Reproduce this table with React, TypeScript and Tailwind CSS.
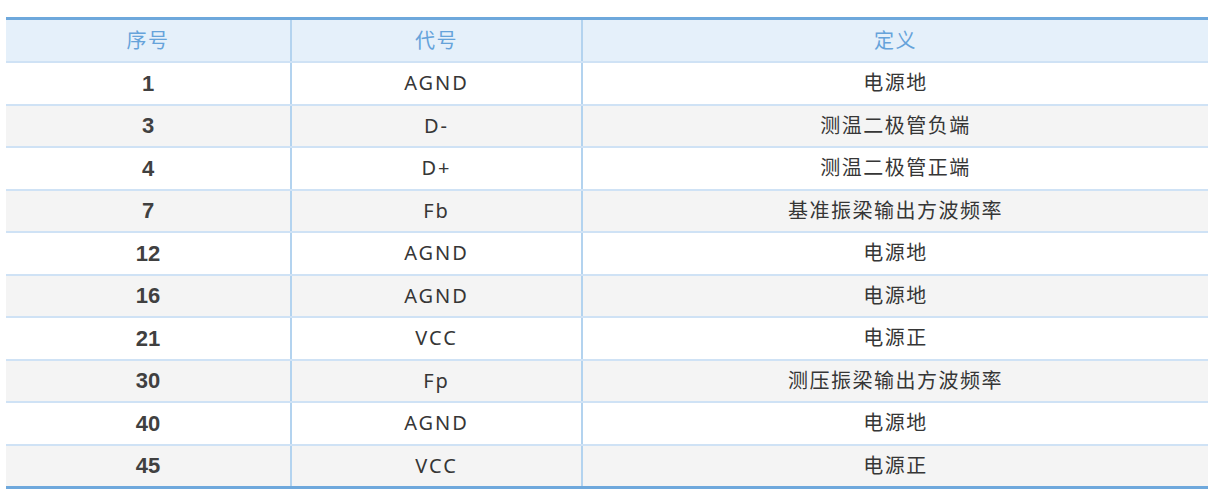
import React from 'react';

const rows: [string, string, string][] = [
  ['1', 'AGND', '电源地'],
  ['3', 'D-', '测温二极管负端'],
  ['4', 'D+', '测温二极管正端'],
  ['7', 'Fb', '基准振梁输出方波频率'],
  ['12', 'AGND', '电源地'],
  ['16', 'AGND', '电源地'],
  ['21', 'VCC', '电源正'],
  ['30', 'Fp', '测压振梁输出方波频率'],
  ['40', 'AGND', '电源地'],
  ['45', 'VCC', '电源正'],
];

const cjk = "font-['Noto_Sans','Noto_Sans_CJK_SC',sans-serif]";

export default function App() {
  return (
    <div className="w-[1213px] h-[492px] bg-white pt-[17px] pl-[6px]">
      <div className="w-[1202px] border-t-[3px] border-b-[3px] border-[#6ea8dc]">
        {/* Header */}
        <div
          className={`grid grid-cols-[286px_291px_1fr] h-[41px] bg-[#e5f0fa] text-[#66a3da] text-[20px] tracking-[1.5px] ${cjk}`}
        >
          <div className="flex items-center justify-center border-r-2 border-[#b3d3ef]">序号</div>
          <div className="flex items-center justify-center border-r-2 border-[#b3d3ef]">代号</div>
          <div className="flex items-center justify-center">定义</div>
        </div>

        {/* Body */}
        {rows.map(([no, code, def], i) => (
          <div
            key={i}
            className={`grid grid-cols-[286px_291px_1fr] h-[42.5px] border-t-2 border-[#cfe2f5] text-[#363636] ${
              i % 2 === 1 ? 'bg-[#f4f4f4]' : 'bg-white'
            }`}
          >
            <div className="flex items-center justify-center border-r-2 border-[#b3d3ef] font-['Liberation_Sans',Arial,sans-serif] font-bold text-[22px] text-[#404040]">
              {no}
            </div>
            <div
              className={`flex items-center justify-center border-r-2 border-[#b3d3ef] text-[20px] tracking-[2px] ${cjk}`}
            >
              {code}
            </div>
            <div className={`flex items-center justify-center text-[20px] tracking-[1.5px] ${cjk}`}>{def}</div>
          </div>
        ))}
      </div>
    </div>
  );
}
┄┄┄┄┄┄
* [Directions]:
Set down the complete material exactly, but do not include the images.

* [Task solution]:
Reproduce this table with React, TypeScript and Tailwind CSS.
import React from 'react';

const rows: [string, string, string][] = [
  ['1', 'AGND', '电源地'],
  ['3', 'D-', '测温二极管负端'],
  ['4', 'D+', '测温二极管正端'],
  ['7', 'Fb', '基准振梁输出方波频率'],
  ['12', 'AGND', '电源地'],
  ['16', 'AGND', '电源地'],
  ['21', 'VCC', '电源正'],
  ['30', 'Fp', '测压振梁输出方波频率'],
  ['40', 'AGND', '电源地'],
  ['45', 'VCC', '电源正'],
];

const cjk = "font-['Noto_Sans','Noto_Sans_CJK_SC',sans-serif]";

export default function App() {
  return (
    <div className="w-[1213px] h-[492px] bg-white pt-[17px] pl-[6px]">
      <div className="w-[1202px] border-t-[3px] border-b-[3px] border-[#6ea8dc]">
        {/* Header */}
        <div
          className={`grid grid-cols-[286px_291px_1fr] h-[41px] bg-[#e5f0fa] text-[#66a3da] text-[20px] tracking-[1.5px] ${cjk}`}
        >
          <div className="flex items-center justify-center border-r-2 border-[#b3d3ef]">序号</div>
          <div className="flex items-center justify-center border-r-2 border-[#b3d3ef]">代号</div>
          <div className="flex items-center justify-center">定义</div>
        </div>

        {/* Body */}
        {rows.map(([no, code, def], i) => (
          <div
            key={i}
            className={`grid grid-cols-[286px_291px_1fr] h-[42.5px] border-t-2 border-[#cfe2f5] text-[#363636] ${
              i % 2 === 1 ? 'bg-[#f4f4f4]' : 'bg-white'
            }`}
          >
            <div className="flex items-center justify-center border-r-2 border-[#b3d3ef] font-['Liberation_Sans',Arial,sans-serif] font-bold text-[22px] text-[#404040]">
              {no}
            </div>
            <div
              className={`flex items-center justify-center border-r-2 border-[#b3d3ef] text-[20px] tracking-[2px] ${cjk}`}
            >
              {code}
            </div>
            <div className={`flex items-center justify-center text-[20px] tracking-[1.5px] ${cjk}`}>{def}</div>
          </div>
        ))}
      </div>
    </div>
  );
}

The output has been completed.